> _Requirements_
Copy every line of the data exactly, leaving nothing out.

'''

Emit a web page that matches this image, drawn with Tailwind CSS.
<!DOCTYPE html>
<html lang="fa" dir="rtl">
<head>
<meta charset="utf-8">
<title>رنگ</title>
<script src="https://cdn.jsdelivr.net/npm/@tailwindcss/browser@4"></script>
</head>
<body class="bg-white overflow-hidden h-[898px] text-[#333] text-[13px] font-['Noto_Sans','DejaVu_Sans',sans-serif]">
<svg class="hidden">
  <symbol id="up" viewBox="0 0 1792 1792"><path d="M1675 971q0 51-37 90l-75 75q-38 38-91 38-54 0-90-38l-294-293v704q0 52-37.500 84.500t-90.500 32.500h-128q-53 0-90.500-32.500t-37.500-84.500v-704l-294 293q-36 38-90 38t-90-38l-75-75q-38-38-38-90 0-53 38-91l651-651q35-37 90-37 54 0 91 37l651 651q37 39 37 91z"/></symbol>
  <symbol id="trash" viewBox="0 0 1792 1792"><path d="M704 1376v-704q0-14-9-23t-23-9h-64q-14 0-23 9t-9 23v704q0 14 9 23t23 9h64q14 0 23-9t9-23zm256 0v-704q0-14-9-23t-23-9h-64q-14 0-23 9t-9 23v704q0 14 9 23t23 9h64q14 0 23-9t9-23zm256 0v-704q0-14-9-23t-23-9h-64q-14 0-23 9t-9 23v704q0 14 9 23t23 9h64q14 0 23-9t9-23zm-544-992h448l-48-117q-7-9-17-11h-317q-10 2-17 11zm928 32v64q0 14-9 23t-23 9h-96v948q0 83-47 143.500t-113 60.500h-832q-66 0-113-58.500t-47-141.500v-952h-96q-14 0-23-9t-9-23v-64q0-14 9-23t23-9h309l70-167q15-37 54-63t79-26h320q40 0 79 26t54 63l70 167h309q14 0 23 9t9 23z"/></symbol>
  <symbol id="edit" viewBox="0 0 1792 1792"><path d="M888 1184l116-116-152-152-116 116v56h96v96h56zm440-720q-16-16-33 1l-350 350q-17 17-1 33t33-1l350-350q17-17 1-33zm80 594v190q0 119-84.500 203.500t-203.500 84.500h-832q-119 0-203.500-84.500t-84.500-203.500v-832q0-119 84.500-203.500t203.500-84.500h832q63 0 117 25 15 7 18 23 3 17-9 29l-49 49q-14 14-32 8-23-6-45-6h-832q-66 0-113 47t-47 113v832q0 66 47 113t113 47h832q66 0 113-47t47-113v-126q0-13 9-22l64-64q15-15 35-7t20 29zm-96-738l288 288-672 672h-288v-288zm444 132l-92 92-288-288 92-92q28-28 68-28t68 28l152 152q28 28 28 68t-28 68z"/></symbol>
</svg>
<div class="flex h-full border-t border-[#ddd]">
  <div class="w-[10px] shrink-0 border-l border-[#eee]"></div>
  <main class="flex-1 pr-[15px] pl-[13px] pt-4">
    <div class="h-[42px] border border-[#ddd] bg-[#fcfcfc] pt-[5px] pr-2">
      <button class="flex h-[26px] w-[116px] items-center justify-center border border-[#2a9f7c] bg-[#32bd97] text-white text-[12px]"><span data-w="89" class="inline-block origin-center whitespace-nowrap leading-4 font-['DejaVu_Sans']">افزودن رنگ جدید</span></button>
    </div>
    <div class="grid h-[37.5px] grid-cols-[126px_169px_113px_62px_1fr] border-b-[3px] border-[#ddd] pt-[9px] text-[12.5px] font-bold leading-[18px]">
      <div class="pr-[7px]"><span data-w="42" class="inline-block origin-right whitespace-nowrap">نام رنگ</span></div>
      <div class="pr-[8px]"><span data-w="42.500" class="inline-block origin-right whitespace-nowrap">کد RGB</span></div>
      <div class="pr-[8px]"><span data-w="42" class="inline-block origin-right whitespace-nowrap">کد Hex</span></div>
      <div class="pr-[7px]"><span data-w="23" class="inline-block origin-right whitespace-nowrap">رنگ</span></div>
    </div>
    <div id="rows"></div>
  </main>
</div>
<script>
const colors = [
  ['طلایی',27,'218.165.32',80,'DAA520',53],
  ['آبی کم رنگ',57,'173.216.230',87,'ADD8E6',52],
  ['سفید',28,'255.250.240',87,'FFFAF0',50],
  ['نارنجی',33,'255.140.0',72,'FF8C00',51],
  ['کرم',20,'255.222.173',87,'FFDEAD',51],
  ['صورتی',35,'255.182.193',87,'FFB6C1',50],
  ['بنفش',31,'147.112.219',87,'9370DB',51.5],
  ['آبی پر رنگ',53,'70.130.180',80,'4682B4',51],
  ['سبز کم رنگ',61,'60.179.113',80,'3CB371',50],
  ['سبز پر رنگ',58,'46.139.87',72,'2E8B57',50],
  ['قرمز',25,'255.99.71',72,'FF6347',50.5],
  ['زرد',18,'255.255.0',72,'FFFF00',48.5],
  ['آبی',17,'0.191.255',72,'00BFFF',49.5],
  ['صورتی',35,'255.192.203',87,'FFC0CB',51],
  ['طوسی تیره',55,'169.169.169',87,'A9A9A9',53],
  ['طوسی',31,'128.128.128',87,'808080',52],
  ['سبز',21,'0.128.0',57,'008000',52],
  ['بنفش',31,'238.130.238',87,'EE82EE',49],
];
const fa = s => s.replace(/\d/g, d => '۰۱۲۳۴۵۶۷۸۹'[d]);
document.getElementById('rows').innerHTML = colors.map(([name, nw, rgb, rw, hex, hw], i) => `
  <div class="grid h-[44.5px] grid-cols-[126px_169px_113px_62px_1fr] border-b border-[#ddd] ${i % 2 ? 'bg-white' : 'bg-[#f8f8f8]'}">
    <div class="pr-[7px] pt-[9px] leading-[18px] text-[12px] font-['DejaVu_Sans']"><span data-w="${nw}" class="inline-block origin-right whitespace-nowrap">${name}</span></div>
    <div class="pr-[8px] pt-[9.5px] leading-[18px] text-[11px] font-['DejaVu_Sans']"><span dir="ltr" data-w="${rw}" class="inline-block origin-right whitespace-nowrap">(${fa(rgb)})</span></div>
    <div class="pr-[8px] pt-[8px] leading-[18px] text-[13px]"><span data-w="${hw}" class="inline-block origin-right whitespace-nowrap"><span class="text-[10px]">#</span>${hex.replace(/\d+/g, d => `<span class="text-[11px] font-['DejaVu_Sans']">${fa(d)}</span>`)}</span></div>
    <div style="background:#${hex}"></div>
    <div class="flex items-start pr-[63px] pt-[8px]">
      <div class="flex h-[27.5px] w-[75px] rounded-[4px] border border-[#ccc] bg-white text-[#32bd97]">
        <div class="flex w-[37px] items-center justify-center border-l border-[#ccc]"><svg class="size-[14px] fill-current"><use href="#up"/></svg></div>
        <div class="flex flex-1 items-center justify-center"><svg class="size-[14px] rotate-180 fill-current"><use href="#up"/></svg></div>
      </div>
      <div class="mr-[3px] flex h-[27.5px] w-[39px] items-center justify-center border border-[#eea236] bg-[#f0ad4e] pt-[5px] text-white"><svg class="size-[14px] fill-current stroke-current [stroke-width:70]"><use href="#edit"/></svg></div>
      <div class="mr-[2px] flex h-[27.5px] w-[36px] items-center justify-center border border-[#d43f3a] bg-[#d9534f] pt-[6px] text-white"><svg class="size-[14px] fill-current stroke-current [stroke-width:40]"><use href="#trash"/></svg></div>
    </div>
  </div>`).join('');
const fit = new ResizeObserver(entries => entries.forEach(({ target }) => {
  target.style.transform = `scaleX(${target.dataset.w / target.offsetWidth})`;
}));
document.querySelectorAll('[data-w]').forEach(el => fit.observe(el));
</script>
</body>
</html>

'''

> _Correct answer_
Emit a web page that matches this image, drawn with Tailwind CSS.
<!DOCTYPE html>
<html lang="fa" dir="rtl">
<head>
<meta charset="utf-8">
<title>رنگ</title>
<script src="https://cdn.jsdelivr.net/npm/@tailwindcss/browser@4"></script>
</head>
<body class="bg-white overflow-hidden h-[898px] text-[#333] text-[13px] font-['Noto_Sans','DejaVu_Sans',sans-serif]">
<svg class="hidden">
  <symbol id="up" viewBox="0 0 1792 1792"><path d="M1675 971q0 51-37 90l-75 75q-38 38-91 38-54 0-90-38l-294-293v704q0 52-37.500 84.500t-90.500 32.500h-128q-53 0-90.500-32.500t-37.500-84.500v-704l-294 293q-36 38-90 38t-90-38l-75-75q-38-38-38-90 0-53 38-91l651-651q35-37 90-37 54 0 91 37l651 651q37 39 37 91z"/></symbol>
  <symbol id="trash" viewBox="0 0 1792 1792"><path d="M704 1376v-704q0-14-9-23t-23-9h-64q-14 0-23 9t-9 23v704q0 14 9 23t23 9h64q14 0 23-9t9-23zm256 0v-704q0-14-9-23t-23-9h-64q-14 0-23 9t-9 23v704q0 14 9 23t23 9h64q14 0 23-9t9-23zm256 0v-704q0-14-9-23t-23-9h-64q-14 0-23 9t-9 23v704q0 14 9 23t23 9h64q14 0 23-9t9-23zm-544-992h448l-48-117q-7-9-17-11h-317q-10 2-17 11zm928 32v64q0 14-9 23t-23 9h-96v948q0 83-47 143.500t-113 60.500h-832q-66 0-113-58.500t-47-141.500v-952h-96q-14 0-23-9t-9-23v-64q0-14 9-23t23-9h309l70-167q15-37 54-63t79-26h320q40 0 79 26t54 63l70 167h309q14 0 23 9t9 23z"/></symbol>
  <symbol id="edit" viewBox="0 0 1792 1792"><path d="M888 1184l116-116-152-152-116 116v56h96v96h56zm440-720q-16-16-33 1l-350 350q-17 17-1 33t33-1l350-350q17-17 1-33zm80 594v190q0 119-84.500 203.500t-203.500 84.500h-832q-119 0-203.500-84.500t-84.500-203.500v-832q0-119 84.500-203.500t203.500-84.500h832q63 0 117 25 15 7 18 23 3 17-9 29l-49 49q-14 14-32 8-23-6-45-6h-832q-66 0-113 47t-47 113v832q0 66 47 113t113 47h832q66 0 113-47t47-113v-126q0-13 9-22l64-64q15-15 35-7t20 29zm-96-738l288 288-672 672h-288v-288zm444 132l-92 92-288-288 92-92q28-28 68-28t68 28l152 152q28 28 28 68t-28 68z"/></symbol>
</svg>
<div class="flex h-full border-t border-[#ddd]">
  <div class="w-[10px] shrink-0 border-l border-[#eee]"></div>
  <main class="flex-1 pr-[15px] pl-[13px] pt-4">
    <div class="h-[42px] border border-[#ddd] bg-[#fcfcfc] pt-[5px] pr-2">
      <button class="flex h-[26px] w-[116px] items-center justify-center border border-[#2a9f7c] bg-[#32bd97] text-white text-[12px]"><span data-w="89" class="inline-block origin-center whitespace-nowrap leading-4 font-['DejaVu_Sans']">افزودن رنگ جدید</span></button>
    </div>
    <div class="grid h-[37.5px] grid-cols-[126px_169px_113px_62px_1fr] border-b-[3px] border-[#ddd] pt-[9px] text-[12.5px] font-bold leading-[18px]">
      <div class="pr-[7px]"><span data-w="42" class="inline-block origin-right whitespace-nowrap">نام رنگ</span></div>
      <div class="pr-[8px]"><span data-w="42.500" class="inline-block origin-right whitespace-nowrap">کد RGB</span></div>
      <div class="pr-[8px]"><span data-w="42" class="inline-block origin-right whitespace-nowrap">کد Hex</span></div>
      <div class="pr-[7px]"><span data-w="23" class="inline-block origin-right whitespace-nowrap">رنگ</span></div>
    </div>
    <div id="rows"></div>
  </main>
</div>
<script>
const colors = [
  ['طلایی',27,'218.165.32',80,'DAA520',53],
  ['آبی کم رنگ',57,'173.216.230',87,'ADD8E6',52],
  ['سفید',28,'255.250.240',87,'FFFAF0',50],
  ['نارنجی',33,'255.140.0',72,'FF8C00',51],
  ['کرم',20,'255.222.173',87,'FFDEAD',51],
  ['صورتی',35,'255.182.193',87,'FFB6C1',50],
  ['بنفش',31,'147.112.219',87,'9370DB',51.5],
  ['آبی پر رنگ',53,'70.130.180',80,'4682B4',51],
  ['سبز کم رنگ',61,'60.179.113',80,'3CB371',50],
  ['سبز پر رنگ',58,'46.139.87',72,'2E8B57',50],
  ['قرمز',25,'255.99.71',72,'FF6347',50.5],
  ['زرد',18,'255.255.0',72,'FFFF00',48.5],
  ['آبی',17,'0.191.255',72,'00BFFF',49.5],
  ['صورتی',35,'255.192.203',87,'FFC0CB',51],
  ['طوسی تیره',55,'169.169.169',87,'A9A9A9',53],
  ['طوسی',31,'128.128.128',87,'808080',52],
  ['سبز',21,'0.128.0',57,'008000',52],
  ['بنفش',31,'238.130.238',87,'EE82EE',49],
];
const fa = s => s.replace(/\d/g, d => '۰۱۲۳۴۵۶۷۸۹'[d]);
document.getElementById('rows').innerHTML = colors.map(([name, nw, rgb, rw, hex, hw], i) => `
  <div class="grid h-[44.5px] grid-cols-[126px_169px_113px_62px_1fr] border-b border-[#ddd] ${i % 2 ? 'bg-white' : 'bg-[#f8f8f8]'}">
    <div class="pr-[7px] pt-[9px] leading-[18px] text-[12px] font-['DejaVu_Sans']"><span data-w="${nw}" class="inline-block origin-right whitespace-nowrap">${name}</span></div>
    <div class="pr-[8px] pt-[9.5px] leading-[18px] text-[11px] font-['DejaVu_Sans']"><span dir="ltr" data-w="${rw}" class="inline-block origin-right whitespace-nowrap">(${fa(rgb)})</span></div>
    <div class="pr-[8px] pt-[8px] leading-[18px] text-[13px]"><span data-w="${hw}" class="inline-block origin-right whitespace-nowrap"><span class="text-[10px]">#</span>${hex.replace(/\d+/g, d => `<span class="text-[11px] font-['DejaVu_Sans']">${fa(d)}</span>`)}</span></div>
    <div style="background:#${hex}"></div>
    <div class="flex items-start pr-[63px] pt-[8px]">
      <div class="flex h-[27.5px] w-[75px] rounded-[4px] border border-[#ccc] bg-white text-[#32bd97]">
        <div class="flex w-[37px] items-center justify-center border-l border-[#ccc]"><svg class="size-[14px] fill-current"><use href="#up"/></svg></div>
        <div class="flex flex-1 items-center justify-center"><svg class="size-[14px] rotate-180 fill-current"><use href="#up"/></svg></div>
      </div>
      <div class="mr-[3px] flex h-[27.5px] w-[39px] items-center justify-center border border-[#eea236] bg-[#f0ad4e] pt-[5px] text-white"><svg class="size-[14px] fill-current stroke-current [stroke-width:70]"><use href="#edit"/></svg></div>
      <div class="mr-[2px] flex h-[27.5px] w-[36px] items-center justify-center border border-[#d43f3a] bg-[#d9534f] pt-[6px] text-white"><svg class="size-[14px] fill-current stroke-current [stroke-width:40]"><use href="#trash"/></svg></div>
    </div>
  </div>`).join('');
const fit = new ResizeObserver(entries => entries.forEach(({ target }) => {
  target.style.transform = `scaleX(${target.dataset.w / target.offsetWidth})`;
}));
document.querySelectorAll('[data-w]').forEach(el => fit.observe(el));
</script>
</body>
</html>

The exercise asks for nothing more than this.